■ **GOAL**
Return the number of lines that include the string "component", without any other text.

■ **EXERCISE INPUT**
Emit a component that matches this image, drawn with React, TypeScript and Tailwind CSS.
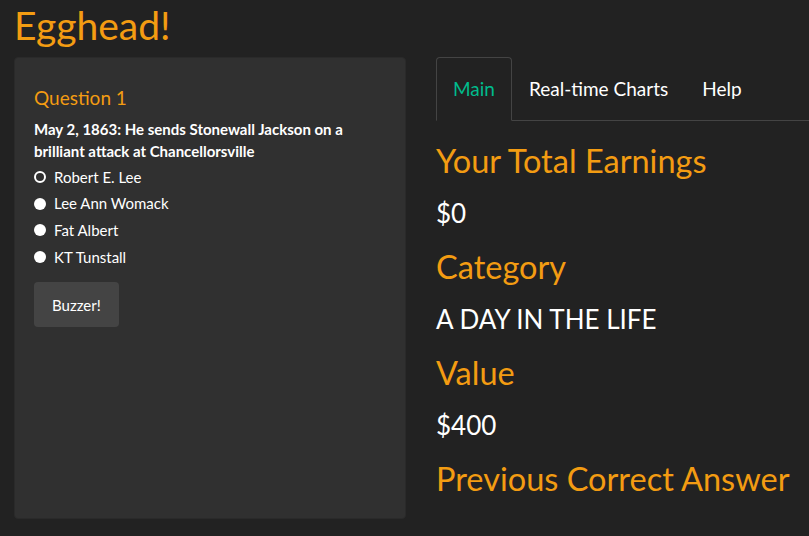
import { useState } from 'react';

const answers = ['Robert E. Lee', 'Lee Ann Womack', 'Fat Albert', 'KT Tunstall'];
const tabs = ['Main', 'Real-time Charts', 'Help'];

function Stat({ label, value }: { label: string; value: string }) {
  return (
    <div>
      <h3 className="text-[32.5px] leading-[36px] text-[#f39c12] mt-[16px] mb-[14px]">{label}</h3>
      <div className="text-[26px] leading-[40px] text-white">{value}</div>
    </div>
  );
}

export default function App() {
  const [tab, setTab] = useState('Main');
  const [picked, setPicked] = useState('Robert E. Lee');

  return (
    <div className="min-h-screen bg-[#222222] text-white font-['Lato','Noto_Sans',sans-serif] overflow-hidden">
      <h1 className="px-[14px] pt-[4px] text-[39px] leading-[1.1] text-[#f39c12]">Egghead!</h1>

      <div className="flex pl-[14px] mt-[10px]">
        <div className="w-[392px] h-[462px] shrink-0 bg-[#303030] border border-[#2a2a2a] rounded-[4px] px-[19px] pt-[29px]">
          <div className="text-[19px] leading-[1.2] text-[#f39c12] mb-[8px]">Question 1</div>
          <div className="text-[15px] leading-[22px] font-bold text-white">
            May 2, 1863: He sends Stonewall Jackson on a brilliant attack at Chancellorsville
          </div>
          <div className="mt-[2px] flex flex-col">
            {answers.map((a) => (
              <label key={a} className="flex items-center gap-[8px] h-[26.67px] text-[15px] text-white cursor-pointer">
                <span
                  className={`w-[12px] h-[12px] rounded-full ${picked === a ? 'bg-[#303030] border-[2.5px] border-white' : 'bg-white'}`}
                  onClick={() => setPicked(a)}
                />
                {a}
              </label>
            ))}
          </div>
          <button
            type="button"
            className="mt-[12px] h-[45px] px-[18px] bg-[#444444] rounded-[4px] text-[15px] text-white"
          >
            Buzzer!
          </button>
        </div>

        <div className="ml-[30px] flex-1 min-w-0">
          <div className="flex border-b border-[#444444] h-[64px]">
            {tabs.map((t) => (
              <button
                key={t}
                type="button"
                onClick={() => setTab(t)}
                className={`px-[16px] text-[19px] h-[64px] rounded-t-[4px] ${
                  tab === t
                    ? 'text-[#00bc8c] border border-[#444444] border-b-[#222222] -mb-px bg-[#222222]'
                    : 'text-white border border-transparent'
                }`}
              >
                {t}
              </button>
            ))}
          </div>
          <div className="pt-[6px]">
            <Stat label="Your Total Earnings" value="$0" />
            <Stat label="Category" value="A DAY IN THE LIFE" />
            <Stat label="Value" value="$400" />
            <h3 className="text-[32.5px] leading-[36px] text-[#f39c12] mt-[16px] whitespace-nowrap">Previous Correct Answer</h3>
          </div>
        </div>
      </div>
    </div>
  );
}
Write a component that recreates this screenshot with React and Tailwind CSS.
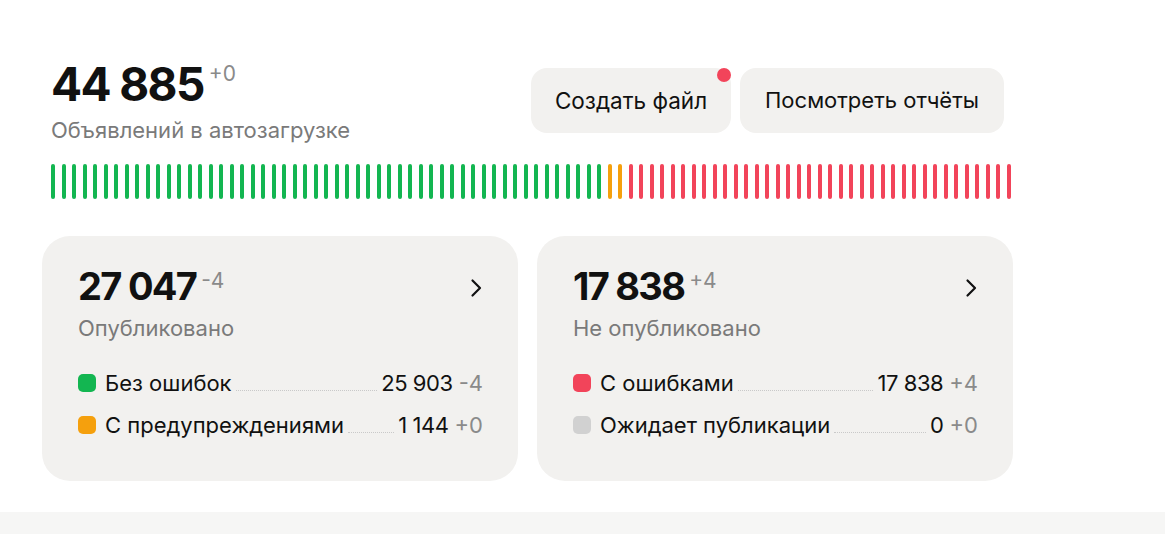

■ **THE COMPLETED TASK**
2